Over the past several months, we've been trialling out GitLab, from
initial deployments, to taking a couple of early guinea-pig projects,
through to now ready to accept mass migrations, including large

We'd like to invite all projects to now to take part in migrating to
GitLab. You can do so by filing a new issue at
https://gitlab.freedesktop.org/freedesktop/freedesktop/issues/new/ and
selecting the migration-specific template, which has a bunch of
questions to fill out.

In migrating, you may change as little or as much as you like. If you
want to go all out, migrating your Bugzilla bugs to GitLab issues and
using merge requests for code review, go ahead. If you don't want to
change your workflow and would prefer to keep Bugzilla and
Mailman/Patchwork, that's great too. The only thing we are asking you
to do now is change your primary hosting point.

Why are you doing this?
Simply put, our current infrastructure isn't sustainable in its
current form. Maintaining it consumes far too much admin time, and the
end result of that time is a service which isn't very good. We can't
provide CI for projects, we can't provide web-based code review to
those who want it, issue tracking isn't even integrated with
repositories (let alone external services), and so on. In addition,
our current fleet of machines is approaching life expiry, and rather
than attempt to renew those and face the same battles, we decided to

What does it mean for me?
Repositories previously hosted at ssh://git.freedesktop.org will,
after migration, have a new additional https://gitlab.freedesktop.org
Git pull URL, and the push URL will change to
ssh://gitlab.freedesktop.org. Project leads will be able to completely
control their own repositories and users (including creating new
repositories and adding new users) with no admin intervention at all.

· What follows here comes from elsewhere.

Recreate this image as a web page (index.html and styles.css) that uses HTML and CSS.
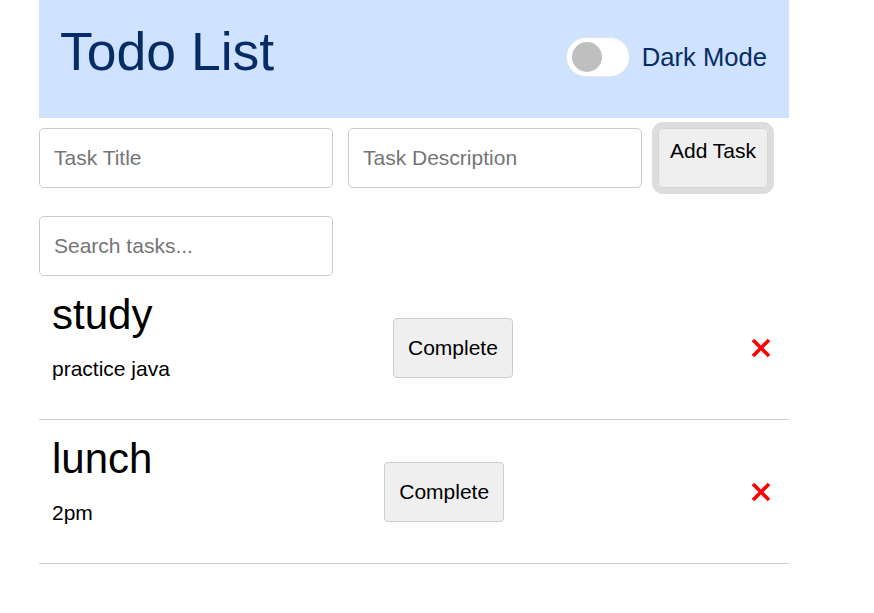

If you wish, you can also make use of GitLab features like its issue
tracking, merge requests, CI, Pages hosting, etc. If you don't want
to, you are certainly not being forced to.

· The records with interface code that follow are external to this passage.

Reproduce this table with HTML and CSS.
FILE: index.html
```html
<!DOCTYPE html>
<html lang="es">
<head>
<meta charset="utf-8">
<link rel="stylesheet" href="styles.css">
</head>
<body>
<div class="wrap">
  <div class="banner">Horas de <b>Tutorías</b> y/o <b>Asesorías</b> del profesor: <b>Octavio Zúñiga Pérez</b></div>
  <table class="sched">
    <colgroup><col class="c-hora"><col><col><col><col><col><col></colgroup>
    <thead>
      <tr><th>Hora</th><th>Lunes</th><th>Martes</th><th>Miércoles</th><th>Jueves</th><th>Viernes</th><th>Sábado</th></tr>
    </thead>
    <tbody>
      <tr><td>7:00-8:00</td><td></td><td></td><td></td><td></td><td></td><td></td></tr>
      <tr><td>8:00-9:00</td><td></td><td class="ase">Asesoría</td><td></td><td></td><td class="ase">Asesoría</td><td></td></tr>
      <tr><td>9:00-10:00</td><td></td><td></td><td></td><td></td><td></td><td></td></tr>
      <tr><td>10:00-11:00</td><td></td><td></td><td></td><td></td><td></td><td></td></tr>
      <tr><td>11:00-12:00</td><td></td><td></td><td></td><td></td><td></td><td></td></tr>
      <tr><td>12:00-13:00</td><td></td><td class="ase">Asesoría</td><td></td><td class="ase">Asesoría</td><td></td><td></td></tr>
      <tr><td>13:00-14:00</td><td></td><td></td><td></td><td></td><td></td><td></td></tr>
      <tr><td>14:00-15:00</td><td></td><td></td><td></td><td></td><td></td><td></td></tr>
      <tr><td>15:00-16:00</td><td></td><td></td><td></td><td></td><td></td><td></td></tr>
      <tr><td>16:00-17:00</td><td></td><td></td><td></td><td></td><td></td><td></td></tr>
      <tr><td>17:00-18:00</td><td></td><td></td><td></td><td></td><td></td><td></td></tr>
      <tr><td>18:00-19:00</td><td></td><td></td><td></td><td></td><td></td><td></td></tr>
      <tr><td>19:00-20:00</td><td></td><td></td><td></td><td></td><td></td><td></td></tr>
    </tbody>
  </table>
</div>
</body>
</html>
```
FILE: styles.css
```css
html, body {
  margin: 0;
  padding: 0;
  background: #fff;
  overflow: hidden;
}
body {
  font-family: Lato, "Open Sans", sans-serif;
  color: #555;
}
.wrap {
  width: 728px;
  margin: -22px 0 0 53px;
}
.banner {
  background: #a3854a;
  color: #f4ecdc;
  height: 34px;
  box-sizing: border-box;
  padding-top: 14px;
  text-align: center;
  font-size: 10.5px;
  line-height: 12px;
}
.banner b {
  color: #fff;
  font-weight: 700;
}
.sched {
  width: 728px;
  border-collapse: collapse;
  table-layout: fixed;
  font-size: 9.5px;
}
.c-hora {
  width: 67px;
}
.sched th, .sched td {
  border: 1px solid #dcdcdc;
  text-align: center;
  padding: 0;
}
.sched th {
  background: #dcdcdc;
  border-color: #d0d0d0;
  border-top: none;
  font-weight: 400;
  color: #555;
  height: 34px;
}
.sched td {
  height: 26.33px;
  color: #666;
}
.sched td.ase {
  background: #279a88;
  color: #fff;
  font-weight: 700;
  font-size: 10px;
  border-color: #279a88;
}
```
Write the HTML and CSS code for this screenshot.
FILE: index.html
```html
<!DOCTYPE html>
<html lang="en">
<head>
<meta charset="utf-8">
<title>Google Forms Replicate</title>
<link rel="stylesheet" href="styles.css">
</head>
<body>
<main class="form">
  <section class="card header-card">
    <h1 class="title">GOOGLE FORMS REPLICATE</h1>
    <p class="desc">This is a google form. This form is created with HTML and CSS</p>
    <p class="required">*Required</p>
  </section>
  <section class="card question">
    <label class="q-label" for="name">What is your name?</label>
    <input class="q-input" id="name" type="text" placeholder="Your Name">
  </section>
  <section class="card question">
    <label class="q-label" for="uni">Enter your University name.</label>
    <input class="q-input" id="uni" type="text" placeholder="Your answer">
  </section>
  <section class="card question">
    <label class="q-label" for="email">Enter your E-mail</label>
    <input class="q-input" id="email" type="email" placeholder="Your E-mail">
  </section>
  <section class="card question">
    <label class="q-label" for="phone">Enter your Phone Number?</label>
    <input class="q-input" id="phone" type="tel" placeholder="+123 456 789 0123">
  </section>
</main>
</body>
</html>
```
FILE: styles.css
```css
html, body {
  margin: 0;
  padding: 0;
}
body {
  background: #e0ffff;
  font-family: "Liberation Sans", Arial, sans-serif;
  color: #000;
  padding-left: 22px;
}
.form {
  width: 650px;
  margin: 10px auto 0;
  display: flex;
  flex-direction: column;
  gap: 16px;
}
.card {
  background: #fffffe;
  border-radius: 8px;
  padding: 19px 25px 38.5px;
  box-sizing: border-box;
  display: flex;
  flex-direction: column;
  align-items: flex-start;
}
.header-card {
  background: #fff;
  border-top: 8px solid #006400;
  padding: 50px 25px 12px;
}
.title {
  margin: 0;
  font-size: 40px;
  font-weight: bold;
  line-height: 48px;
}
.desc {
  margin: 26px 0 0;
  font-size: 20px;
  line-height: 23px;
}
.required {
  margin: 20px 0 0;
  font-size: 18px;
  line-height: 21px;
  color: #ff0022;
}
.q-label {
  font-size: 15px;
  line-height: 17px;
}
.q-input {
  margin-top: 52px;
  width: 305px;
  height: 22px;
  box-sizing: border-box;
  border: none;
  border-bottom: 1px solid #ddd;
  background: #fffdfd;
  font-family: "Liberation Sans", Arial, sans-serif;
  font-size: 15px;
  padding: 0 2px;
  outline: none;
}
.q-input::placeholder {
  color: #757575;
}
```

At the moment we would like to invite everyone to consider when would
be the best time to migrate their repository hosting, discuss as a
project any issues which may come up as part of the migration, and
request migration at a time which makes sense for them. In a few
weeks' time, we will begin proactively contacting projects which have
not yet migrated and asking them to do so.

How is it hosted?
gitlab.freedesktop.org is a GitLab CE (fully open-source) instance run
on Google Cloud Platform hosting, with GCP VMs, storage, and IPs. One
shared runner is currently provided for CI, hosted and administered by
Collabora, though we are seeking more.

Who is implicated?
I am the primary administrator of the GitLab instance. Keith and
Tollef also have access to the GCP organisation, allowing them to gain
access to the instance. GitLab Inc. are currently reimbursing us for
our GCP hosting costs, though we are seeking a long-term sponsor to
follow on from GitLab's generous donation. (We reached out to GitLab
and requested this.)

What next?
As more people migrate to GitLab, we'll keep on looking at all our
services and seeing where it makes the most sense to put our limited
time into. This might mean, if everyone all stops using a particular
service, that we decide to no longer provide it. It might mean that we
focus our energy on particular services we find out people _do_ use a

One thing we're hoping to do, is to spend more time with our community
and with governance issues. Migrating a lot of our hosting, in
addition to hopefully being better for our hosted projects, is paying
down technical debt. The infrastructure we have consumes so much admin
time - mostly of 'oh god fix it now' urgency - that we never get to
spend any time talking to our projects and figuring out how to help
them in ways technical and non-technical.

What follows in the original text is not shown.